On September 2, 2025, Overman entered into a plea agreement, in
which he agreed to plead guilty to Counts 1, 5, 6, and amended Count 2, attempted
aggravated theft, reducing the offense to a fourth-degree felony. The State agreed to
nolle the remaining offenses. Overman agreed to pay restitution to the victim. The
court ordered a presentence investigation and continued the case for sentencing.
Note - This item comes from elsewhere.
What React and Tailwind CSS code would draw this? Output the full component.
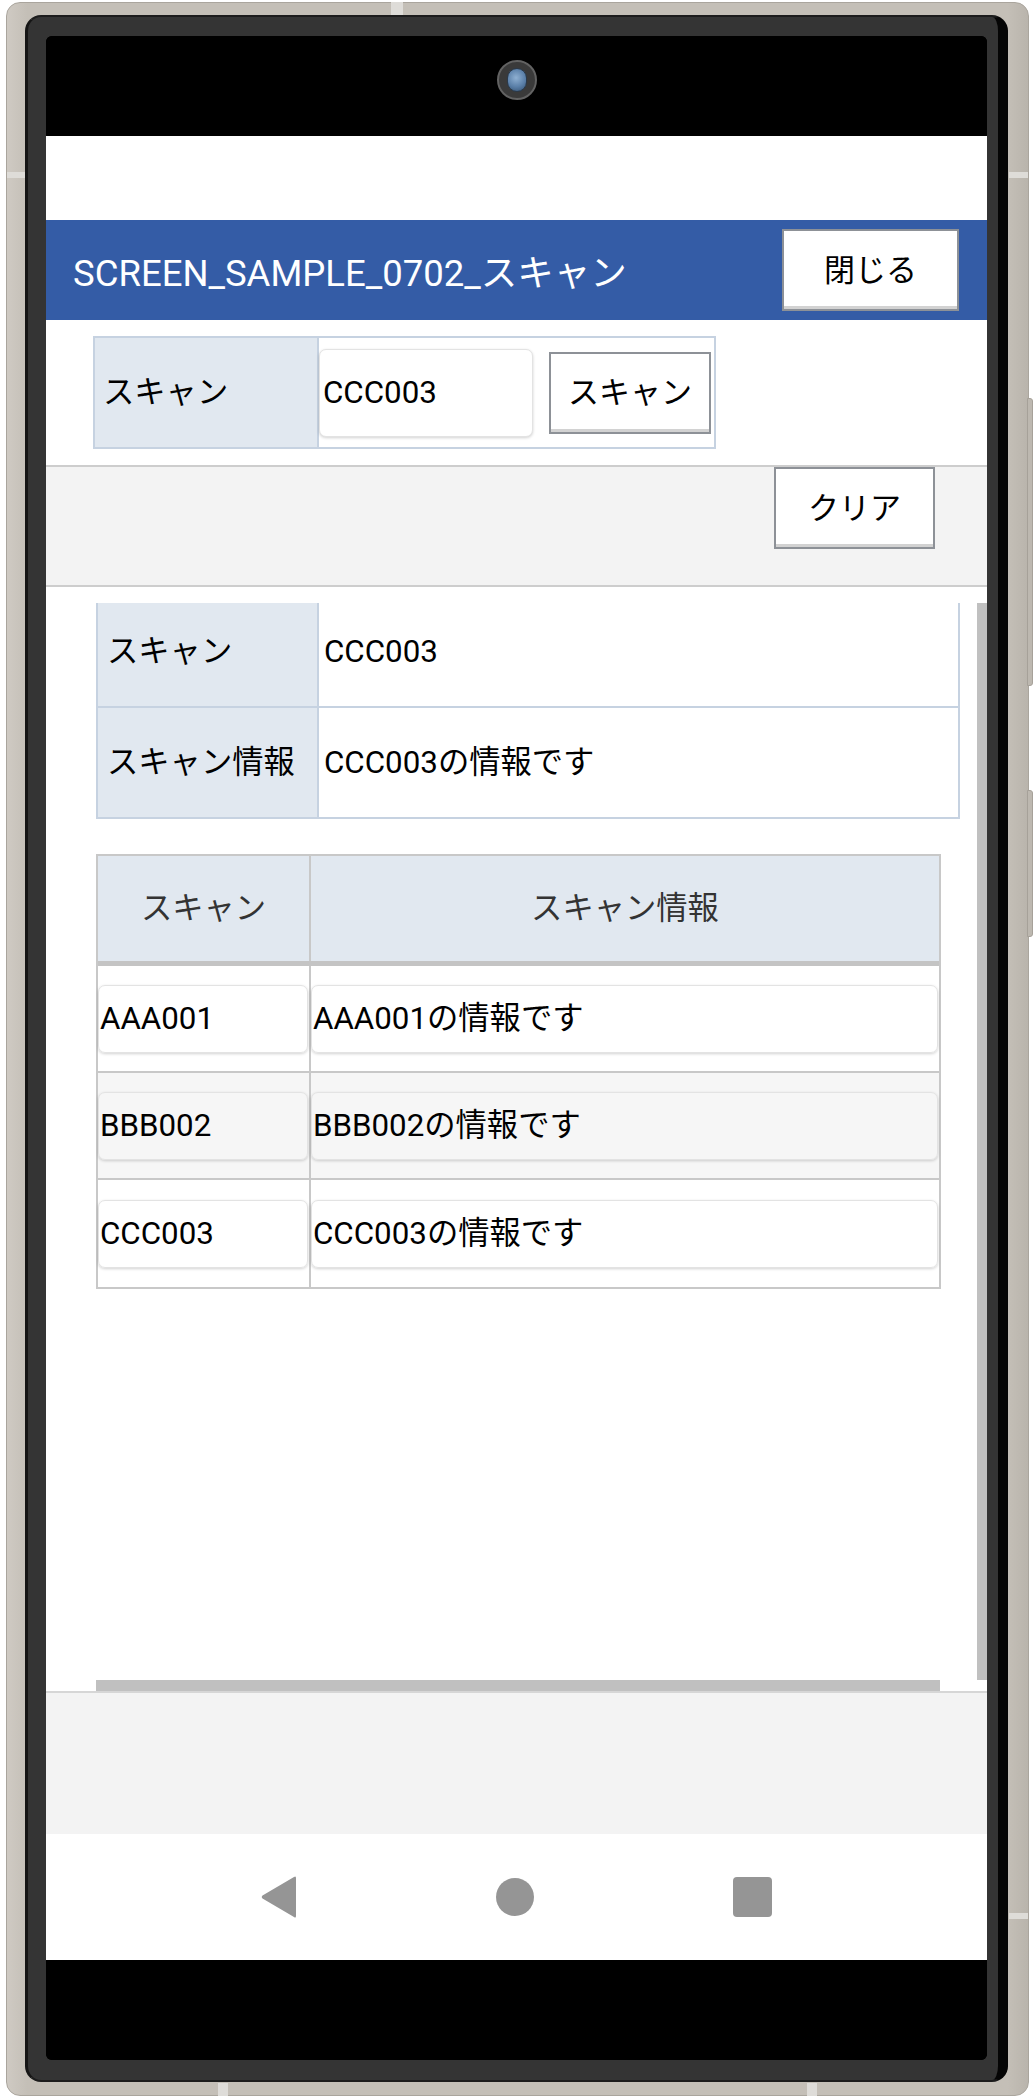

At the sentencing hearing, the court stated that it reviewed the
presentence-investigation report. Following statements from the State, mitigation
statements by defense counsel, and allocution by Overman, the trial court ordered
Overman to serve 12 months on Count 1, 18 months on amended Count 2, 18 months on Count 5, and 12 months on Count 6, to run consecutively to each other for a total
sentence of 60 months.
II. The Appeal
Overman appeals his sentence, raising three assignments of error,
which will be addressed out of order.
A. General Standard of Review
We review felony sentences under the standard of review set forth in
R.C. 2953.08(G)(2). State v. Marcum, 2016-Ohio-1002, ¶ 1, 21. Under
R.C. 2953.08(G)(2), an appellate court may increase, reduce, modify, or vacate and
remand a challenged felony sentence if the court clearly and convincingly finds
either that the record does not support the sentencing court’s findings as required
by certain sentencing statutes or the sentence is “otherwise contrary to law.”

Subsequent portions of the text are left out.